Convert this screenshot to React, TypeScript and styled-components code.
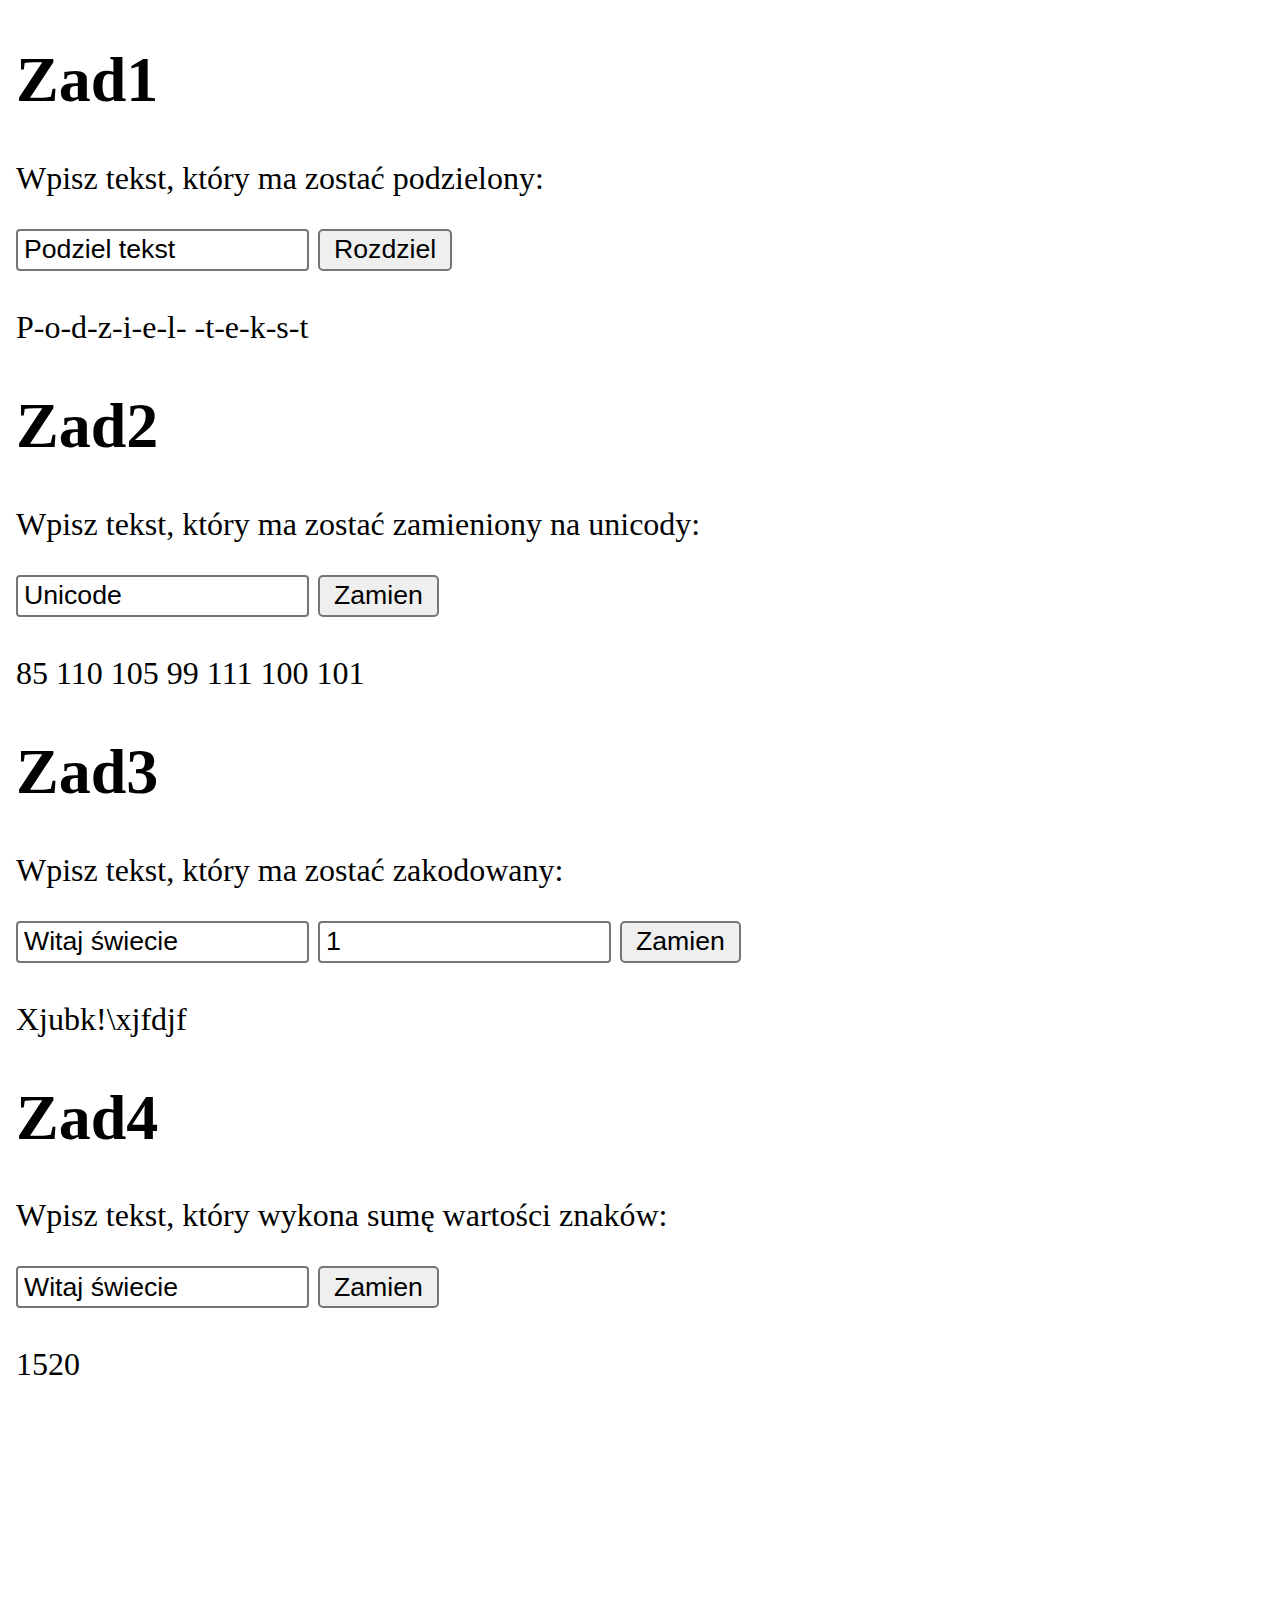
######
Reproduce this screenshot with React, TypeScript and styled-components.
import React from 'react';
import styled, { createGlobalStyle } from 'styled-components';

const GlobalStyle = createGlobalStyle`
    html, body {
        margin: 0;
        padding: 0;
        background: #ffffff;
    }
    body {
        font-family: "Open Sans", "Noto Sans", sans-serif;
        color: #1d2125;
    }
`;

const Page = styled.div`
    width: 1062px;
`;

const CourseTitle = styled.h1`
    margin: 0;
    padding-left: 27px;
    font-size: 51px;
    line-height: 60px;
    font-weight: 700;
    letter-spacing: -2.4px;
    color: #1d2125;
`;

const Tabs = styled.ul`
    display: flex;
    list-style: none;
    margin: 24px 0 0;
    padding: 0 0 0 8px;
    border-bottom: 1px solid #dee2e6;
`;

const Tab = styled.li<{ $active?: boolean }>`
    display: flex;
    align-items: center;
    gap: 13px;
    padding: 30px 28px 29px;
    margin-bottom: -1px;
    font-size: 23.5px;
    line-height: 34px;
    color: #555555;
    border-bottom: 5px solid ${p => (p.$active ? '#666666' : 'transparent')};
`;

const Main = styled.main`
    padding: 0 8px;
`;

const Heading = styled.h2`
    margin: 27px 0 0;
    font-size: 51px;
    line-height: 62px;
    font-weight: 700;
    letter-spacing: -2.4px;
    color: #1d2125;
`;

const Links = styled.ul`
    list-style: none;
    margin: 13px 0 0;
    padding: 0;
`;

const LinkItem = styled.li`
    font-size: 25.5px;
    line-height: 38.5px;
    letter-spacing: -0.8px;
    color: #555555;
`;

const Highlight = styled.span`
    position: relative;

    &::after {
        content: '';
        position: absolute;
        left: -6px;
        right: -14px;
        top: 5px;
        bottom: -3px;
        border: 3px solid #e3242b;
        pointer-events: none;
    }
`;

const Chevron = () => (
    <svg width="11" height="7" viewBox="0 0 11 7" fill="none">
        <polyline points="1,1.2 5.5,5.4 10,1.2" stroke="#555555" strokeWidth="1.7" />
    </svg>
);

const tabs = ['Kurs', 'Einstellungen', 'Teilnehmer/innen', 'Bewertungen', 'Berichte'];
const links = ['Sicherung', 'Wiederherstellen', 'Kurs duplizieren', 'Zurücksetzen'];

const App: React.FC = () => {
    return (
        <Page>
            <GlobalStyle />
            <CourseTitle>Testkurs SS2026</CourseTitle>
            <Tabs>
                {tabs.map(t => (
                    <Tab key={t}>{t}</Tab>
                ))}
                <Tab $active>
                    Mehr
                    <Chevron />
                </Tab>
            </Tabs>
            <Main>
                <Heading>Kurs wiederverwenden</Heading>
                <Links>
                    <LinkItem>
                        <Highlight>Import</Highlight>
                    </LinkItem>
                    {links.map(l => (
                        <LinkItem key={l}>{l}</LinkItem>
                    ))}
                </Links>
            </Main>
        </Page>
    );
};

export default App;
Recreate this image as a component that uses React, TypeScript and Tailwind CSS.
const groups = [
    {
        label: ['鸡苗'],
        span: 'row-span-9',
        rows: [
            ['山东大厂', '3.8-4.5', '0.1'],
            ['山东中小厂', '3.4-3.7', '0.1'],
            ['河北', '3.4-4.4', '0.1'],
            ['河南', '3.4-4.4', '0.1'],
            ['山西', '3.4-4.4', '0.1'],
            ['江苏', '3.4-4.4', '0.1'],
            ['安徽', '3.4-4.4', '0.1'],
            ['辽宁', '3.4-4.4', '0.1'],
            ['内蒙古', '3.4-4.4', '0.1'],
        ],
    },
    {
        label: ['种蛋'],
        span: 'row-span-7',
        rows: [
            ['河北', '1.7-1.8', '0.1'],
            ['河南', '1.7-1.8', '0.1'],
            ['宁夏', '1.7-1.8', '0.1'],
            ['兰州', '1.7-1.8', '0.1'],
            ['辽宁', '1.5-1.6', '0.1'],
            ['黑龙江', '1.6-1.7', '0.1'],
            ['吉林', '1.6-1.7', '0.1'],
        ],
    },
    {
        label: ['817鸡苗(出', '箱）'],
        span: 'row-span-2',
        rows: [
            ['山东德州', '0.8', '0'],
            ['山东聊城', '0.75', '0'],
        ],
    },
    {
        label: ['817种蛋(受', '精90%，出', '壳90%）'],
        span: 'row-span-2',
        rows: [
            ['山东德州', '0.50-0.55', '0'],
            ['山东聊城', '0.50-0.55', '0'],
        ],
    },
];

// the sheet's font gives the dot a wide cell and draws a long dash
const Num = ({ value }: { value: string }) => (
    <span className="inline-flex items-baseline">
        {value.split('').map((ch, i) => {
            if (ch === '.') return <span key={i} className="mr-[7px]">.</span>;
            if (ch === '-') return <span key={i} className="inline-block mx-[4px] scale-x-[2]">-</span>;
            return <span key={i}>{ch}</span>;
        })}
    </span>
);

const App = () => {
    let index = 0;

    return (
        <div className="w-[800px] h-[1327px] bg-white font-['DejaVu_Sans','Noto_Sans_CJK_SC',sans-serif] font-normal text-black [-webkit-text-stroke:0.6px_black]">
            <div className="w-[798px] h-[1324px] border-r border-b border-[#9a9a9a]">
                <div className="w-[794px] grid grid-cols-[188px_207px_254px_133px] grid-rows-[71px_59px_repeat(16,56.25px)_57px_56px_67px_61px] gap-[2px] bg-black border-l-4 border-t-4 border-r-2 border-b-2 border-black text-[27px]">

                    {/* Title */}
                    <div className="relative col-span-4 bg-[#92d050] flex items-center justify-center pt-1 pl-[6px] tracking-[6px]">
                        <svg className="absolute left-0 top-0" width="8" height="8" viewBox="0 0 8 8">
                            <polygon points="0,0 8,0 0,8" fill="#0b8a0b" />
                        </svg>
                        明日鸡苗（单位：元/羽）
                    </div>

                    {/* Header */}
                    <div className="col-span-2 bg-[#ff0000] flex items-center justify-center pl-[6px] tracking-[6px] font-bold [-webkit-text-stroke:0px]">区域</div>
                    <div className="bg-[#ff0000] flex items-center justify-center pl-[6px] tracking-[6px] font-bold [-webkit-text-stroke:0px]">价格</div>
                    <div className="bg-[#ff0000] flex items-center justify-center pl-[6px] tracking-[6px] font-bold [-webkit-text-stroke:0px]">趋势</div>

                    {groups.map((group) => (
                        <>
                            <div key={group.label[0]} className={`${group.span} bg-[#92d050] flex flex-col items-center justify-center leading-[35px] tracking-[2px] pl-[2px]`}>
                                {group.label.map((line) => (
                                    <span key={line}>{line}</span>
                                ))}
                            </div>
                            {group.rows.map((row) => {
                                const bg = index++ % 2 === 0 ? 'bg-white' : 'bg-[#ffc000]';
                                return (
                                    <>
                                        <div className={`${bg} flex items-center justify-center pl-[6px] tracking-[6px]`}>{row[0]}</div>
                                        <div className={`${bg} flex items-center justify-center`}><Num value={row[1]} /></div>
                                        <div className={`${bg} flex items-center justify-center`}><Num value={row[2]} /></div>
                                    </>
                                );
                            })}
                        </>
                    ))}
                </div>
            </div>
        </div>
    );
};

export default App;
######
* _Brief_
Report each line in the preceding entries that holds the string "screenshot".

* _Task output_
Convert this screenshot to React, TypeScript and styled-components code.
Reproduce this screenshot with React, TypeScript and styled-components.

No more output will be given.